Can you set down, exactly as they appear below, the lines from the opening of the material through the one bearing "import React from 'react'", minus the pictures?

Collected data
───
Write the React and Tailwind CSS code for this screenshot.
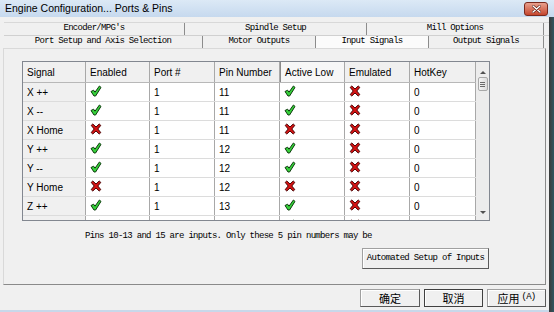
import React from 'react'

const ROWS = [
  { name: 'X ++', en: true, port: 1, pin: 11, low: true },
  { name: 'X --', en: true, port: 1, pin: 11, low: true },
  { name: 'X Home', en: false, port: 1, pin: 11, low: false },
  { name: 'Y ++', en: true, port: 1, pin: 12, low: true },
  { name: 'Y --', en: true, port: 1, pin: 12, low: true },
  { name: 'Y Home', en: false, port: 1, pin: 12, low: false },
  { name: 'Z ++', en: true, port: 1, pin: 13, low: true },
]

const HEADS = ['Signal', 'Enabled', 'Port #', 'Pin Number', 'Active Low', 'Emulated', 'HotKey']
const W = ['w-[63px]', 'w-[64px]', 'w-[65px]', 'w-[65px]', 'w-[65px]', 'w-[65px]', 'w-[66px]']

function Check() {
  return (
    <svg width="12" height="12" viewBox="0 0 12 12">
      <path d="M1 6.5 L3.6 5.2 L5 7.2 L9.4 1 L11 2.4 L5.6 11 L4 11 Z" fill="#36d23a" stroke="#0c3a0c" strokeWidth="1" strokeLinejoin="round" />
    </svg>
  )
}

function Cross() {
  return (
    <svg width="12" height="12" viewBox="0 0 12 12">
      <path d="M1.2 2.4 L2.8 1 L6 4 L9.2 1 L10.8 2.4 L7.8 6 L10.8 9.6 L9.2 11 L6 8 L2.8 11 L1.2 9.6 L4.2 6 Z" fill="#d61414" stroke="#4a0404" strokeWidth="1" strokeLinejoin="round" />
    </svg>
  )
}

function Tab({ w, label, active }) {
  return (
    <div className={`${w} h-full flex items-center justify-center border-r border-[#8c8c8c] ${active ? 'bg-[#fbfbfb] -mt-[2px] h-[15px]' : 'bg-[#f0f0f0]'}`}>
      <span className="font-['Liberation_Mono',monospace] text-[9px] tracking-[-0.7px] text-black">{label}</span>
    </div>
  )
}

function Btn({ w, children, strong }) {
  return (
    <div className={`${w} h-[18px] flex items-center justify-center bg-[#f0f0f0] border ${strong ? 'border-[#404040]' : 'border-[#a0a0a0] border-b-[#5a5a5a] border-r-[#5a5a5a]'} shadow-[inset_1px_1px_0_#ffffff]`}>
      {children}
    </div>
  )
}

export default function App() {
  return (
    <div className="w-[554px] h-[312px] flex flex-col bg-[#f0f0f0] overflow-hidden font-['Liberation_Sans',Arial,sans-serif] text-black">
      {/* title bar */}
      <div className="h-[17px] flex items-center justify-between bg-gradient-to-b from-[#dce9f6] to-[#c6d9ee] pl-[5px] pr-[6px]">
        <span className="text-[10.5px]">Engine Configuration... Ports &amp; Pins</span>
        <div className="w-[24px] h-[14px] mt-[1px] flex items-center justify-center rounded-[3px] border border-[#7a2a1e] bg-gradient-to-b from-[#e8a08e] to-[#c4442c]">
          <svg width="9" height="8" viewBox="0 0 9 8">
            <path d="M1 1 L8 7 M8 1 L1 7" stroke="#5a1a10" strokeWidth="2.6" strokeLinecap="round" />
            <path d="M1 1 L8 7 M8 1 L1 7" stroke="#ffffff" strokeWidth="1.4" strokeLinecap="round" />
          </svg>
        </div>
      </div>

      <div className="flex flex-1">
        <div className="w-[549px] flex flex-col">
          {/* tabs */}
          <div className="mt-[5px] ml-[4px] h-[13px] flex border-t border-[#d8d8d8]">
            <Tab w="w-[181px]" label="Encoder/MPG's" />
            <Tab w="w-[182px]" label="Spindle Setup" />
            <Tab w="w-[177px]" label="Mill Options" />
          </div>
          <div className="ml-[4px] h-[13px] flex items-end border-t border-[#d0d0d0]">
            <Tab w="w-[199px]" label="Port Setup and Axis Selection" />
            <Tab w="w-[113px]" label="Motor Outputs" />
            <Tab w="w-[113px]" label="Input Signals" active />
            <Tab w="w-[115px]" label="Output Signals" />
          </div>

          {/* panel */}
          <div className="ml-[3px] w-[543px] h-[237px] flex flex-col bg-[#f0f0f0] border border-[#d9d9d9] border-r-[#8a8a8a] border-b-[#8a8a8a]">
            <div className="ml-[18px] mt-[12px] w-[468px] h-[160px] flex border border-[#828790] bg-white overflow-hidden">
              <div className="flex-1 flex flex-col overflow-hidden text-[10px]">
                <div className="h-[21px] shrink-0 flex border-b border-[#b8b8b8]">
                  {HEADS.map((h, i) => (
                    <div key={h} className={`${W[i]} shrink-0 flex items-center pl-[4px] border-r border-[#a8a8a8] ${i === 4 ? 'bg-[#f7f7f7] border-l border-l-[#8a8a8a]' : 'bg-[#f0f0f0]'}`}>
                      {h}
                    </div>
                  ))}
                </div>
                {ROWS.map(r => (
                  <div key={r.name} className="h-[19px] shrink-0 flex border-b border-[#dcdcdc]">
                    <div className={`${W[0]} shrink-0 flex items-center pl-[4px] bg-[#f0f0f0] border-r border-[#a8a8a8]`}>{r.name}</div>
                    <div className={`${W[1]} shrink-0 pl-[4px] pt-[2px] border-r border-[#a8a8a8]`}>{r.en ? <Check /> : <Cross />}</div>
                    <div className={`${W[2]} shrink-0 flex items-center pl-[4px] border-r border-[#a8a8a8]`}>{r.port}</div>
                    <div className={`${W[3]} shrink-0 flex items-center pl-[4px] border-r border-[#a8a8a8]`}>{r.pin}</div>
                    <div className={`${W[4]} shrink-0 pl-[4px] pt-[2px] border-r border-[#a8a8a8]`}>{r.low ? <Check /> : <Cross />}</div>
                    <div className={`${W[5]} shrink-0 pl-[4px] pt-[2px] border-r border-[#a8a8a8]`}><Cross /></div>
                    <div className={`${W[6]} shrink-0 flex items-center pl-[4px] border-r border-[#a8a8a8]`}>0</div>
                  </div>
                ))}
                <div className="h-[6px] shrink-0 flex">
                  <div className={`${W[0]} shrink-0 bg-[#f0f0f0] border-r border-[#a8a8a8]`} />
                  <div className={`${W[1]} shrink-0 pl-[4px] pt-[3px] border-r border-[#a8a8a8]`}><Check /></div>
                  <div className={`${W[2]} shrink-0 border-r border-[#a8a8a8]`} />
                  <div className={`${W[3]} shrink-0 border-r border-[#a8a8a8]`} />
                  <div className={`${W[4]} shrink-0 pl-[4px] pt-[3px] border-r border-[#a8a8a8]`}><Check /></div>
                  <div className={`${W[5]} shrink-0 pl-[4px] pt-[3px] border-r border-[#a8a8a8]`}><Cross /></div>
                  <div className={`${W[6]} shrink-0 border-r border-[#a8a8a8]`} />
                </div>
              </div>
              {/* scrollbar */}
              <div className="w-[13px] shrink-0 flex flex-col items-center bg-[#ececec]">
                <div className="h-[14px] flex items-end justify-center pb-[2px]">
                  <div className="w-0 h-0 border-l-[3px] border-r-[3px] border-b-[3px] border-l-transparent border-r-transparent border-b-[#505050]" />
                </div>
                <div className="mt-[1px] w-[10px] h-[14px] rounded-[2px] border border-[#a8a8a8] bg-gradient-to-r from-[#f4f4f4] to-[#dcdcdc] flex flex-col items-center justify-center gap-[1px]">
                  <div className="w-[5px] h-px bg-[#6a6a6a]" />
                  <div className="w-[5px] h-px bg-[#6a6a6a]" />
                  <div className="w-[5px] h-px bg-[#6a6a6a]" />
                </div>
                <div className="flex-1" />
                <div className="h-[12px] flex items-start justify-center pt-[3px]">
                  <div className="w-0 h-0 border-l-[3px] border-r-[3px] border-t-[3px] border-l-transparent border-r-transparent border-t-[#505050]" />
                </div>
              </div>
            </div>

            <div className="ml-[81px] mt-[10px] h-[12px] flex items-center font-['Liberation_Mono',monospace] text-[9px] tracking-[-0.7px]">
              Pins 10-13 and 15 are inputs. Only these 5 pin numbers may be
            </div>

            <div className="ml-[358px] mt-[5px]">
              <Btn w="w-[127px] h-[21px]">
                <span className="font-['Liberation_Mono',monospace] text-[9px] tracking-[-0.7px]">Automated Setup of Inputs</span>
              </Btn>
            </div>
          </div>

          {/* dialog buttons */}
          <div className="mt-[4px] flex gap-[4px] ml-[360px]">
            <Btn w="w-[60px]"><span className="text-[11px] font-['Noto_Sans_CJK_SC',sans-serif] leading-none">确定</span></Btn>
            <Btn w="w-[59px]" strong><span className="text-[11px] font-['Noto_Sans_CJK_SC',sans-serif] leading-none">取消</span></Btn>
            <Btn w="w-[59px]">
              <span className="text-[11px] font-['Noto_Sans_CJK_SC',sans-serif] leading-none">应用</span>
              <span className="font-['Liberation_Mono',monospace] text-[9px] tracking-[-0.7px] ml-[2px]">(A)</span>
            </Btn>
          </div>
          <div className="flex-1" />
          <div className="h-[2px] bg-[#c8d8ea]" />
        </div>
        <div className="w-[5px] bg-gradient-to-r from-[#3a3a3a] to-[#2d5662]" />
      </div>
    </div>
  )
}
───
Exercise response
Write the React and Tailwind CSS code for this screenshot.
import React from 'react'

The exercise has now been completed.